Kırk yaşına merdiven dayamış ve üç çocuğu olan bir tanıdık, on yıldır beraber yaşadığı çocuklarının babasıyla, evlenme kararı almış.

Ne güzel! 


Tabii bu muhteşem  karar beraberinde ciddi bir kına gecesi gerektiriyor. He şeyin en güzeli, en sıradışı olanı ve en kalabalığı olmalı. Beni bile davet ettiklerine göre.........

Bu ciddi  organizasyona dahil olan, orta yaş üzeri 10-15 kişiyiz. Hepimizin  yazlık Hawai kostümleri giymesi gerekiyor. 

Saçımızda, boynumuzda rengarenk çiçekler ve tabii ki renkli bir makyaj........

Benim bu topluluğa katılmayacağım baştan belli. 

Ben bu yaşta bu kıyafetlerle Londra sokaklarında dolaşamam. 

Ama iyi bir yalancı olmadığım için, gitmemek için bulduğum bahane ile kıyafetli halimden daha komik duruma düştüm.


Bu durumun altındaki asıl gerçek şu; Ben artık istemediğim şeyleri yapmayı reddediyorum.

Ama işin acı tarafı ne biliyormusunuz?

Reddettiğin her şeyde, kalp kırmamak için bin türlü yalan söylemek zorunda kalıyorsun.

Bu işin orta yolu yok. Ya yalan söyleyip kibarca işin içinden sıyrılacaksın ya da dürüst ve direk söyleyip değer verdiğin güzel insanların kalbini kıracaksın.


Yalan söylemede  başarısız olanlar mecburen dürüst olmayı tercih ediyor, diğerleri ise pembe yalan bilmem ne yalan diye diye gittikçe  profesyonelleşiyorlar.

Onların yanında elbette daha kalabalık insan toplulukları vardır. Çoğumuz bu kuru kalabalıklara arkadaş diyoruz.

Yalan söyleyemeyenlerin hayatı ise daha sıradan, daha tenha, daha içten...


Yıllar ilerledikçe kendi yolunu seçiyorsun. 

Kırıntılarını topluyorsun geri kalan zamanının...

Daha önce önemsiz gördüklerin önemli gördüklerinle yer değiştiriyor.

Dürüst olmaya çalışırken gittikçe patavatsız oluyorsun.

Ama güzel tarafı, gençlik-çocukluk zamanlarındaki gibi üzülüp kendini kahretmiyorsun.

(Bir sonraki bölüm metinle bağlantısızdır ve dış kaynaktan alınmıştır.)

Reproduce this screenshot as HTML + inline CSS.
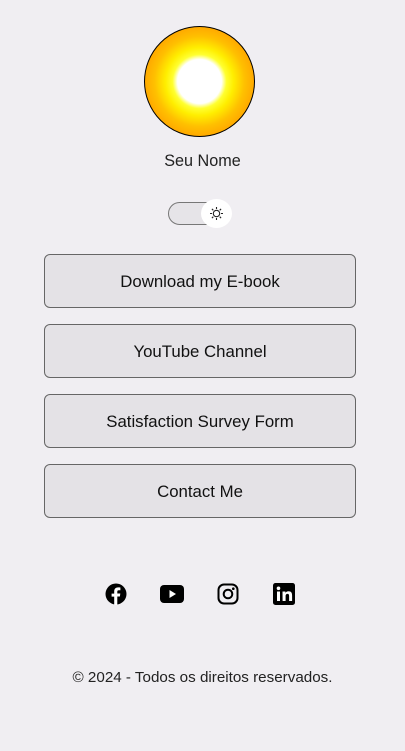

Ben buyum diyip yoluna devam ediyorsun. 

Yani her şey bizim elimizde, ya istemediğin her şeye evet diyip hayatından dakika dakika çalmalarına izin vereceksin ya da tam tersi.

Çok iyi insan olmalıyım, 

Asla kalp kırmamalıyım, 

Herkes beni sevsin,

Sevelim sevişelim vs... diye fazla da kasmaya  gerek yok, zaten kaçışı imkansız o büyük gün geldiğinde, yanlışlıkla öldürdüğümüz karıncalar için bile hesap verecekmişiz...

Bilmeyen varsa hatırlatıyım; dünyada bir insan başına düşen karınca sayısı bir milyon civarıdır.